After that, having finally spent some time there, Ally painted her bedroom a bright yellow in contrast to my navy blue. She then asked if I would draw something on her light switch cover as a finishing touch. I, seeing her cheery yellow, decided to draw bees believing that to be a fitting theme. That evening, we reinstalled the etched cover to her wall. And the very next day, Ally’s loft was swarming with bees. It didn’t make sense, we didn’t have a hive nearby and they weren’t building one. We often hung out on the roof outside the window and checked again today, no hive there either. They also weren’t even the more common wasps, they were proper bees and a lot of them. Mostly though, the timing was eerie, the morning after I adorned her room with bees, it was filled with them. From then on, it became a running joke that the ghost gave us bees. But what became more apparent was that whatever it was, for whatever reason, was keeping an eye on me. It seemed to spend a lot of time around me. At night, if I was studying in the loft, I’d hear the footsteps or the landing shift. In bed, I would hear what sounded like something heavy moving, sometimes breathing, in the platform above me. Books kept up there rustled and little keepsakes rattled around like someone was inspecting them. In the day, I’d climb up and things would be scattered where I hadn’t left them. And I always had that uncomfortable sense of someone being around me, even though I was alone.
At the same time, my relationship with Ally started eroding. Her girlfriend became her obvious, only priority and years of mutual resentment started destroying any goodwill. She was inconsiderate, and dirty, and clearly no longer invested in us (not that I was either). But, I often felt unwelcome in my own home. Over these months, I also started getting sleep paralysis. Some nights, I’d hear the sounds in my loft. Horrified, I’d wake up entirely frozen and mute to watch a dark figure glide down the ladder, float into the corner of my room, and just stay like a shadow until I finally regained movement and switched on a light. I began playing Veep while I slept because the voices drowned out any noise and it felt like I wasn’t alone. We also made a joke about the ghost liking Veep. But in the end, I still wasn’t sleeping much. Often, if I did, I woke up painfully contorted, my legs or arms hyperextended and wedged beneath me. The tendons in my knees started hurting from the strain. So, I started driving down to Denver most evenings to stay at my mom’s. Sometimes, during the day, I’d return to the apartment and Ally tell me what the ghost had been up to. Walking around the kitchen or up and down the landing late into the night. Turning on and off lights. Occasionally moving things. Whatever it was, it seemed to be more active, maybe even upset, after I was gone. When I slept there regularly, it certainly was around, but more passively. And although I found it deeply terrifying to be woken up by it, for the most part, it just seemed to want to hang out with me.

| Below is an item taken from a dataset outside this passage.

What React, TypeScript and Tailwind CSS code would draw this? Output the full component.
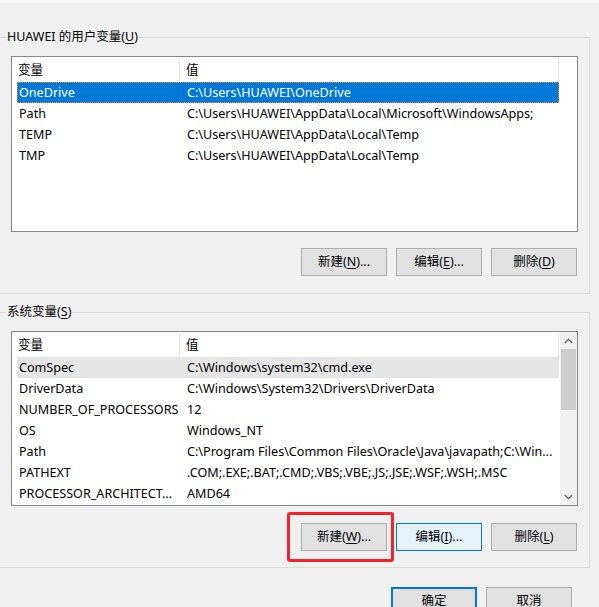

Until one afternoon, I arrived back in Boulder after several days away and Ally, still reeling, said, “I saw the ghost.” She then described in detail how she and her girlfriend had fallen asleep in her bed the night before. At some point sometime around 3A.M., she heard someone whimper “Al…All…Al…Ally?” At first she thought it was odd. I wouldn’t have been coming home that late at night and even if I had I never would have woken her up. That’s when she opened her eyes to a figure. She said it was strangely solid with a faint shimmer, but still clearly decrepit and frail. It stood uncomfortably close, hunching over her so that she couldn’t see its full body without tilting her head. Which she did. Its head looked almost human, but featureless. Instead, a red pattern crept across the face. It glowed and shifted, contorting and flickering like a shadow. Or, she said, an LSD trip. And she could feel was how how angry this thing was with her. It, glowing literally red, was mad. It took her a moment before she finally registered fear, screamed, and tried to kick it. Within an instant, it vanished. Her girlfriend woke up disoriented and tried to convince her it was just a dream. She wasn’t so sure.
For me, that was pretty much the end of it. I never wanted to see this thing. Ever. Much less figure out what it actually wanted. Part of me still couldn’t determine whether its seeming affection for me was benign or sinister. So, I immediately went to my mom’s recommended psychic (I know) and told him everything. He very calmly said, “Well, I think it’s safe to say, it likes you. And hates Ally.” He then told me that if I didn’t want it to bother me, all I needed to do was audibly and clearly tell it exactly what I expected it to do. Compromise with it. Unless it truly wished harm, it would listen. So, the next time I slept in Boulder and heard it in my loft, I woke up and spoke to it.
“Hey. You can stay here because I’m assuming this is your home and you’re just confused. And so long as you don’t want to hurt me, that’s fine. But, you can’t keep me awake like this. I don’t want to hear you. And I certainly don’t want to see you. I don’t want to be scared of you, but I am. So let me be very clear, do not ever, ever show yourself to me.”
Mercifully, it never responded. After that, I’d still hear footsteps or the occasional noise, things would be moved, but it truly did get better. Ally, for her part, stopped talking about it as much and never mentioned seeing it again. Eventually, we finished college, our friendship ended, and we both moved out. A few years later, I met a girl who went to school in Boulder shortly after me. I asked her in passing where she lived, and sure enough, it was my old address. I mentioned the ghost. And she, horrified, said, “I cannot be alone in that house.”